Life of Artificially Calculated Pie
A proxy for whether it was a good or bad year is the number of qualifying life events, a term well known to W-2 employees of the Man as the only earthly happenstance that allows you to change insurance outside of open enrollment. I escaped 2025 with just one — getting fired in July — and arguably the best of the bunch compared to death, divorce or a camelback-breaking-haystack of a third child.
I would have liked to stay at that company for many more years, but the new gig is better in some ways. At age 41, my career identity has come into clearer focus. I have some smarts and work ethic, likely ensuring a decent baseline of salary and stimulation depending on how the A.I. hype materializes. But I won’t be climbing any ladders, starting companies or crushing beyond what’s in my assigned corner.
The limiting factor as far as I can tell is an introversion deep to the core. I do not enjoy being around people and take my sweet time to recharge afterwards. I don’t like bumping into parents at pickup, double dates, being asked questions when I’m just trying to be, listening to people talk as if they’ve just emerged from solitary confinement, really even leaving the house and putting on clothes other than elastic shorts on top of Fruit of the Loom boxer briefs (workout day), J.Crew boxers (rest day) or Calvin Klein boxer briefs (sexy day or more likely, laundry day).
The thought of managing people and a calendar full of 1-on-1’s and stakeholder meetings feels like painful work, while building and learning in software without human distraction can be satisfying exercise for my aging brain. Hopefully A.I. comes with the proper manners to replace this exercise it has already started to take away. In the interim, I seem to be on a predisposed path as an individual contributor that provides a nice living but doesn’t reach remarkable heights.
Perhaps because of this — or more likely causation flows the other way — I’ve realized my life pie has pretty even distribution. To feel good about how things are going, I need a diversity of purpose.
If a disclaimer is needed, this pie chart is the only thing on the entire blog generated by A.I. so far. The abs below were aided by overhead lighting and enough distance to show definition, but this should be excused given the pic was taken mid-holiday bingeing season after my little neighborhood gym was closed for six weeks for repairs.
I feel like a fraud because as I type this my midsection is a bit Jiggly Puff. I will be shredded in 2026, and the hot chicas will flock and spend three hours chatting online with me every day.
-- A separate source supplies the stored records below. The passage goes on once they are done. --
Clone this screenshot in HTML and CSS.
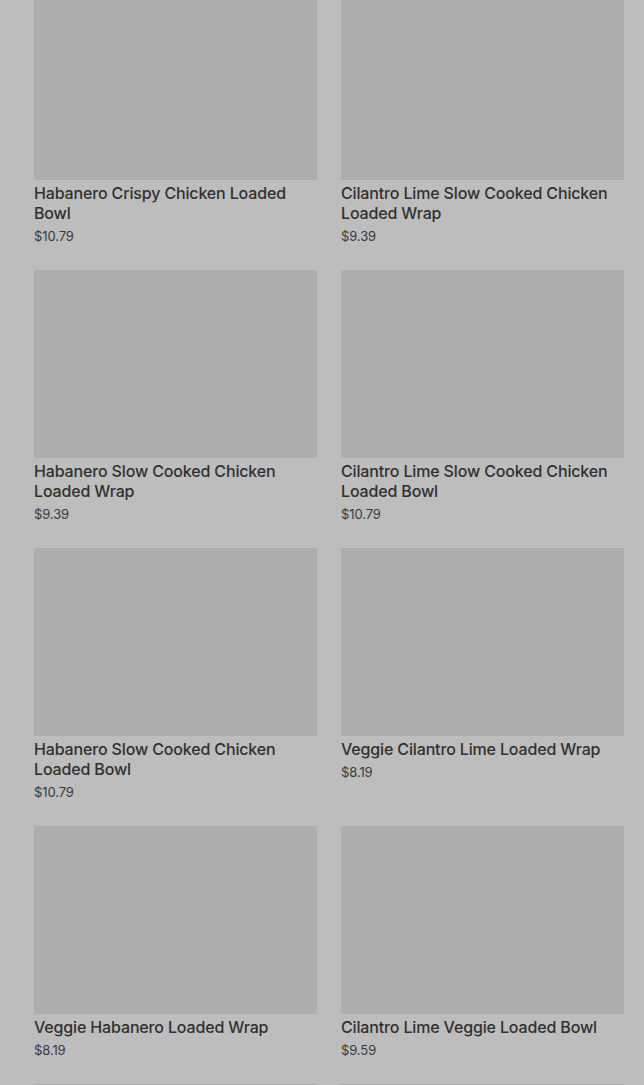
FILE: index.html
```html
<!DOCTYPE html>
<html lang="en">
<head>
    <meta charset="UTF-8">
    <title>Menu</title>
    <link rel="stylesheet" href="styles.css">
</head>
<body>
    <div class="menu">
        <div class="grid">
            <div class="card">
                <div class="photo"></div>
                <div class="name">Habanero Crispy Chicken Loaded Bowl</div>
                <div class="price">$10.79</div>
            </div>
            <div class="card">
                <div class="photo"></div>
                <div class="name">Cilantro Lime Slow Cooked Chicken Loaded Wrap</div>
                <div class="price">$9.39</div>
            </div>
            <div class="card">
                <div class="photo"></div>
                <div class="name">Habanero Slow Cooked Chicken Loaded Wrap</div>
                <div class="price">$9.39</div>
            </div>
            <div class="card">
                <div class="photo"></div>
                <div class="name">Cilantro Lime Slow Cooked Chicken Loaded Bowl</div>
                <div class="price">$10.79</div>
            </div>
            <div class="card">
                <div class="photo"></div>
                <div class="name">Habanero Slow Cooked Chicken Loaded Bowl</div>
                <div class="price">$10.79</div>
            </div>
            <div class="card">
                <div class="photo"></div>
                <div class="name">Veggie Cilantro Lime Loaded Wrap</div>
                <div class="price">$8.19</div>
            </div>
            <div class="card">
                <div class="photo"></div>
                <div class="name">Veggie Habanero Loaded Wrap</div>
                <div class="price">$8.19</div>
            </div>
            <div class="card">
                <div class="photo"></div>
                <div class="name">Cilantro Lime Veggie Loaded Bowl</div>
                <div class="price">$9.59</div>
            </div>
            <!-- next row only peeks in at the bottom -->
            <div class="card">
                <div class="photo"></div>
            </div>
            <div class="card">
                <div class="photo"></div>
            </div>
        </div>
    </div>
</body>
</html>
```

FILE: styles.css
```css
html, body {
    margin: 0;
    height: 100%;
    overflow: hidden;
}
body {
    background-color: #bdbdbd;
    font-family: Inter, "Noto Sans", sans-serif;
    color: #303030;
}
.menu {
    padding: 0 20px 0 34px;
    margin-top: -8px;
}
.grid {
    display: grid;
    grid-template-columns: 1fr 1fr;
    column-gap: 24px;
    row-gap: 25px;
}
.photo {
    height: 188px;
    background-color: #adadad;
}
.name {
    margin-top: 3px;
    font-size: 16px;
    line-height: 20px;
    font-weight: 500;
    letter-spacing: -0.15px;
}
.price {
    margin-top: 4px;
    font-size: 13px;
    line-height: 18px;
    letter-spacing: -0.1px;
    color: #3a3a3a;
}
```
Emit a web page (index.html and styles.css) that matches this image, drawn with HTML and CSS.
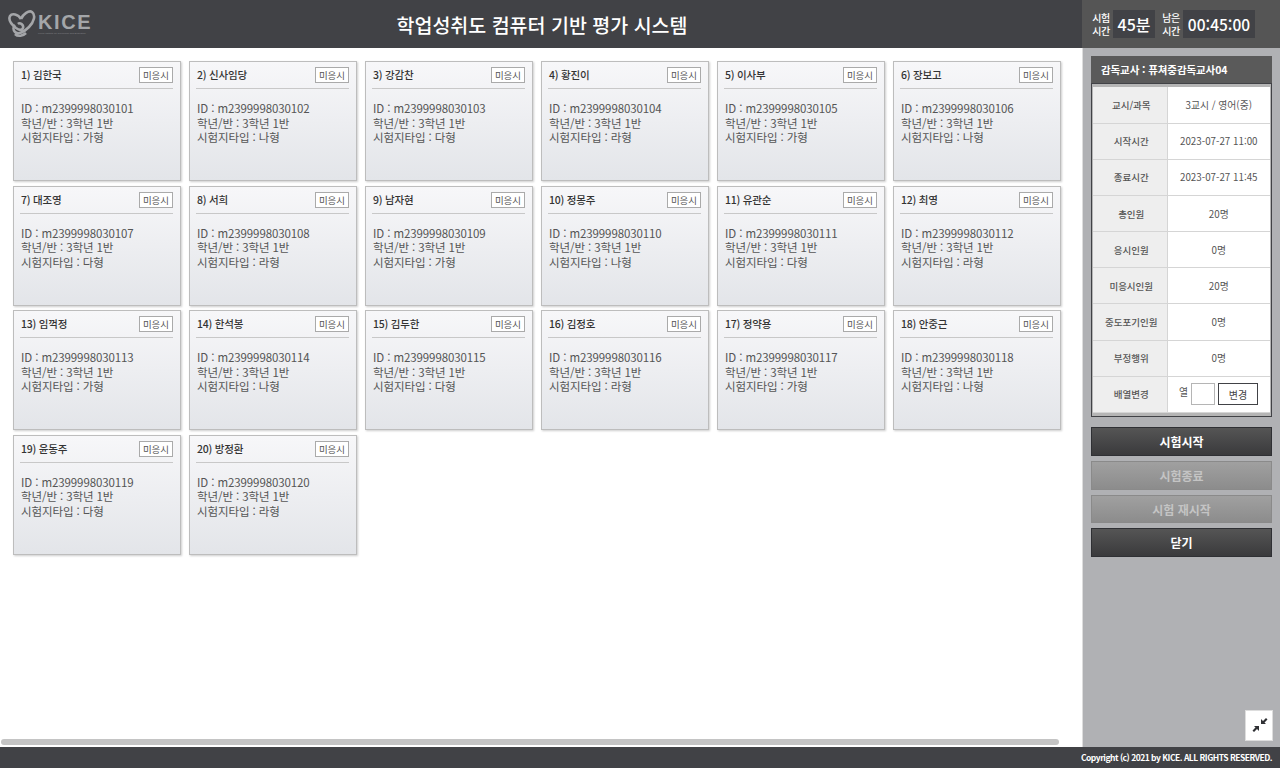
FILE: index.html
```html
<!DOCTYPE html>
<html lang="ko">
<head>
    <meta charset="UTF-8">
    <title>학업성취도 컴퓨터 기반 평가 시스템</title>
    <link rel="stylesheet" href="styles.css">
</head>
<body>
    <header class="top">
        <div class="logo">
            <svg class="logo-mark" width="28" height="28" viewBox="0 0 28 28" fill="none" stroke="#a4a6a9" stroke-width="2.6">
                <path d="M13 9 C10 4 4 3 2 6 C0 10 3 14 8 18 C11 20 14 21 15 18 C16 15 12 12 10 14"/>
                <path d="M13 9 C15 4 21 0 24 2 C28 5 26 12 21 17 C16 22 10 25 7 22 C5 20 5 17 7 15"/>
                <path d="M7 24 C10 27 15 26 18 23"/>
            </svg>
            <div class="logo-text">
                <span class="logo-name">KICE</span>
                <span class="logo-sub">Korea Institute for Curriculum and Evaluation</span>
            </div>
        </div>
        <h1 class="title">학업성취도 컴퓨터 기반 평가 시스템</h1>
        <div class="timer">
            <span class="timer-label">시험<br>시간</span>
            <span class="timer-value total">45분</span>
            <span class="timer-label">남은<br>시간</span>
            <span class="timer-value left">00:45:00</span>
        </div>
    </header>

    <div class="middle">
        <main class="content">
            <div class="grid" id="grid"></div>
            <div class="scrollbar"></div>
        </main>
        <aside class="side">
            <div class="info">
                <div class="info-head">감독교사 : 퓨쳐중감독교사04</div>
                <div class="info-body">
                    <table class="info-table">
                        <tr><th>교시/과목</th><td>3교시 / 영어(중)</td></tr>
                        <tr><th>시작시간</th><td>2023-07-27 11:00</td></tr>
                        <tr><th>종료시간</th><td>2023-07-27 11:45</td></tr>
                        <tr><th>총인원</th><td>20명</td></tr>
                        <tr><th>응시인원</th><td>0명</td></tr>
                        <tr><th>미응시인원</th><td>20명</td></tr>
                        <tr><th>중도포기인원</th><td>0명</td></tr>
                        <tr><th>부정행위</th><td>0명</td></tr>
                        <tr>
                            <th>배열변경</th>
                            <td><div class="seat"><span class="seat-label">열</span><input type="text" class="seat-input"><button class="seat-btn">변경</button></div></td>
                        </tr>
                    </table>
                </div>
            </div>
            <button class="btn">시험시작</button>
            <button class="btn off">시험종료</button>
            <button class="btn off short">시험 재시작</button>
            <button class="btn">닫기</button>
            <div class="side-foot">
                <button class="shrink">
                    <svg width="26" height="29" viewBox="0 0 26 29" fill="#2f3034">
                        <path d="M15 13 V8 L17 10 L20 7 L21.5 8.500 L18.500 11.500 L20 13 Z"/>
                        <path d="M13 15 V20 L11 18 L8 21 L6.500 19.500 L9.500 16.500 L8 15 Z"/>
                    </svg>
                </button>
            </div>
        </aside>
    </div>

    <footer class="bottom">Copyright (c) 2021 by KICE. ALL RIGHTS RESERVED.</footer>

    <script>
        const people = [
            ['김한국', '가형'], ['신사임당', '나형'], ['강감찬', '다형'], ['황진이', '라형'],
            ['이사부', '가형'], ['장보고', '나형'], ['대조영', '다형'], ['서희', '라형'],
            ['남자현', '가형'], ['정몽주', '나형'], ['유관순', '다형'], ['최영', '라형'],
            ['임꺽정', '가형'], ['한석봉', '나형'], ['김두한', '다형'], ['김정호', '라형'],
            ['정약용', '가형'], ['안중근', '나형'], ['윤동주', '다형'], ['방정환', '라형']
        ];

        const grid = document.getElementById('grid');
        people.forEach((person, i) => {
            const num = 101 + i;
            grid.innerHTML += `<div class="card">
                <div class="card-head"><span class="card-name">${i + 1}) ${person[0]}</span><span class="badge">미응시</span></div>
                <p>ID : m2399998030${num}</p>
                <p>학년/반 : 3학년 1반</p>
                <p>시험지타입 : ${person[1]}</p>
            </div>`;
        });
    </script>
</body>
</html>
```

FILE: styles.css
```css
* {
    box-sizing: border-box;
}

html, body {
    height: 100%;
}

body {
    margin: 0;
    display: flex;
    flex-direction: column;
    height: 768px;
    overflow: hidden;
    font-family: "Noto Sans CJK KR", "Noto Sans", sans-serif;
    color: #555;
    background-color: #fff;
}

.top {
    display: flex;
    align-items: center;
    height: 48px;
    background-color: #414246;
}

.logo {
    display: flex;
    align-items: center;
    gap: 2px;
    width: 100px;
    padding-left: 8px;
}

.logo-text {
    display: flex;
    flex-direction: column;
    width: 54px;
}

.logo-name {
    font-family: "Liberation Sans", sans-serif;
    font-size: 20px;
    font-weight: bold;
    line-height: 18px;
    letter-spacing: 1.6px;
    color: #a4a6a9;
}

.logo-sub {
    font-family: "Liberation Sans", sans-serif;
    font-size: 2.4px;
    line-height: 5px;
    white-space: nowrap;
    color: #85878a;
}

.title {
    flex: 1;
    margin: 0;
    padding-right: 98px;
    text-align: center;
    font-size: 19.5px;
    font-weight: 500;
    color: #fff;
}

.timer {
    display: flex;
    align-items: center;
    width: 198px;
    height: 48px;
    padding-left: 10px;
    background-color: #555;
}

.timer-label {
    width: 18px;
    font-size: 10px;
    font-weight: 500;
    line-height: 13px;
    letter-spacing: -0.5px;
    white-space: nowrap;
    text-align: center;
    color: #fff;
}

.timer-value {
    display: flex;
    align-items: center;
    justify-content: center;
    height: 28px;
    margin: 0 7px 0 3px;
    font-size: 16px;
    font-weight: 500;
    color: #fff;
    background-color: #414246;
}

.timer-value.total {
    width: 42px;
}

.timer-value.left {
    width: 72px;
    font-size: 15.5px;
}

.middle {
    flex: 1;
    display: flex;
    min-height: 0;
}

.content {
    flex: 1;
    display: flex;
    flex-direction: column;
    padding: 13px 0 0 13px;
}

.grid {
    flex: 1;
    display: grid;
    grid-template-columns: repeat(6, 168px);
    grid-auto-rows: 120px;
    gap: 4.67px 8px;
    align-content: start;
}

.card {
    padding: 5px 7px 5px 6px;
    font-size: 11.5px;
    line-height: 14.5px;
    letter-spacing: -0.1px;
    border: 1px solid #bdbdbd;
    background: linear-gradient(#f7f7f9, #e3e5e9);
    box-shadow: 1px 1px 2px rgba(0, 0, 0, 0.2);
}

.card p {
    margin: 0;
    padding-left: 1px;
}

.card-head {
    display: flex;
    justify-content: space-between;
    height: 22px;
    margin-bottom: 12px;
    border-bottom: 1px solid #c8c8c8;
}

.card-name {
    padding-left: 1px;
    font-size: 10.500px;
    font-weight: 500;
    line-height: 16px;
    letter-spacing: -0.2px;
    color: #333;
}

.badge {
    width: 34px;
    height: 16px;
    font-size: 9.500px;
    line-height: 14px;
    letter-spacing: 0;
    text-align: center;
    border: 1px solid #aaa;
    background-color: #fff;
}

.scrollbar {
    width: 1058px;
    height: 6px;
    margin: 0 0 2px -12px;
    border-radius: 3px;
    background-color: #c4c4c4;
}

.side {
    display: flex;
    flex-direction: column;
    gap: 5px;
    width: 198px;
    padding: 8px 8px 6px 8px;
    border-left: 1px solid #ddd;
    background-color: #b0b1b4;
}

.info {
    margin-bottom: 5px;
}

.info-head {
    height: 27px;
    padding-left: 10px;
    font-size: 10.500px;
    font-weight: 700;
    line-height: 27px;
    letter-spacing: -0.1px;
    color: #fff;
    background-color: #5a5a5a;
}

.info-body {
    height: 334px;
    padding: 3px 1px 0;
    border: 1px solid #414246;
    background-color: #b5b5b5;
}

.info-table {
    width: 100%;
    height: 326px;
    border-collapse: collapse;
    font-size: 9.800px;
    table-layout: fixed;
    background-color: #fff;
}

.info-table tr {
    height: 36px;
}

.info-table th, .info-table td {
    padding: 0;
    border-bottom: 1px solid #d5d5d5;
    font-weight: normal;
    text-align: center;
}

.info-table th {
    width: 74px;
    padding-left: 3px;
    font-size: 9.500px;
    font-weight: 500;
    border-right: 1px solid #d5d5d5;
    background-color: #eee;
}

.seat {
    display: flex;
    align-items: center;
    justify-content: flex-end;
    gap: 3px;
    padding-right: 12px;
}

.seat-label {
    padding: 0 0 4px;
}

.seat-input {
    width: 24px;
    height: 22px;
    padding: 0;
    border: 1px solid #b5b5b5;
}

.seat-btn {
    width: 40px;
    height: 22px;
    padding: 0;
    font-family: inherit;
    font-size: 10px;
    color: #444;
    border: 1px solid #414246;
    background-color: #fff;
}

.btn {
    flex: none;
    height: 29px;
    padding: 0;
    font-family: inherit;
    font-size: 12px;
    font-weight: 700;
    color: #fff;
    border: 1px solid #2f3034;
    background: linear-gradient(#555, #3a3a3c);
}

.btn.off {
    color: #c4c4c4;
    border-color: #8a8a8a;
    background: linear-gradient(#a0a0a0, #8c8c8c);
}

.btn.short {
    height: 28px;
}

.side-foot {
    flex: 1;
    display: flex;
    justify-content: flex-end;
    align-items: flex-end;
}

.shrink {
    width: 28px;
    height: 31px;
    margin-right: -1px;
    padding: 0;
    border: 1px solid #ddd;
    background-color: #fff;
}

.bottom {
    height: 21px;
    padding-right: 8px;
    text-align: right;
    font-size: 8.500px;
    font-weight: 700;
    line-height: 21px;
    letter-spacing: -0.5px;
    color: #fff;
    background-color: #414246;
}
```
Putting work into body and mind monopolizes typical New Year’s resolutions, but I encourage a meta resolution of examining resolutions. (Is that how you use the word? “Inception” was hard for me to follow.)
This requires an honest assessment of who you are and what you want. You might be an entrepreneur or C-suiter hardwired to be at 95 percent career, or you might be one who would benefit from taking it down to 80 percent and getting high blood pressure under control. You might be a stay-at-home mom who joyfully lives for the kids at 100 percent, or you might be one with some room to play with diminishing returns and reallocate 20 percent to find a new outlet.
For me, 40 percent family might seem shamefully low. It’s worth noting the pie is proportional to how you want to spend your time and drive rather than how much you value these things, although the cynic might say we’re splitting hairs here. I certainly love my kids a lot more than 33 percent more than my job. I also certainly would rather spend 40 hours a week in an office than 50-plus hours raising them.
I don’t have the stamina to win Dad of the Year, although I can contend for shorter time segments. My strength is to dial in and go really hard playing, nurturing, bonding, teaching life lessons like defense wins championships:
And let a parent intervene when a stranger makes you feel special and extends an invitation to his inner thigh:
My weakness is the same introversion that enforces a career ceiling. Obviously hanging with my family doesn’t require turning up like in the outside world, but I still need quite a bit of Me time. Whereas I can be around the wifey all day, the children are a double uppercut to the face of both taking away Me time and creating more inherent need for it. Quicker than most, I reach a point of exhaustion or saturation where each passing minute becomes more insufferable.
It’s possible I can be a better father by knowing my limits rather than blindly pushing against them, and also possible this is just a way to rationalize a shortcoming. There is something to be said this time of the new year though for thinking about how you should slice your pie before getting after it.